I have been away in San Francisco for a few days, seeing my son and his family - the official reason was to go the my granddaughters’ graduation from primary school and high school. The weather was unnaturally beautiful for San Francisco in June and on Friday we had some time to walk around in San Francisco’s Chinatown. There is a small park between Kearney and Grant Streets which is always crowded with adults and children and it is a favorite place of mine to sit and people-watch. There are lots of little children on the play equipment, most being watched by their grandparents. Most Asians seem to be wonderfully attentive and loving parents and grandparents and it was a pleasure to watch all of the interactions. I watched this old man push what seemed to be his grandchild and other children around on this tire, his attention and affection very obvious.

Suddenly I was hit by the realization that, because my children and grandchildren are scattered around the country (and even as far as the UK) that the number of times I will get to see them before I die will be limited - and perhaps even few. I can accept many things, including my death, with equanimity but this has hit me hard. I love my children almost to distraction and hate the idea of being separated from them. I am lucky enough to have two of the five relatively close but that does not heal the pain of missing the other three.

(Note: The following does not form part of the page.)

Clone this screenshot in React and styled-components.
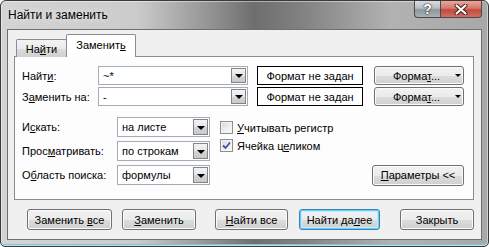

Long ago I realized that one’s career is like wading a powerful river. While you are in it, it seems that it, and you, are important - but the instant you step out, the hole you have made closes up. Nothing I have done is really meaningful or important compared to my family. The realization that sooner or later I will be losing them(at my age it is unfortunately sooner) washed over me and, even 5 days later, I have difficulty pushing it away.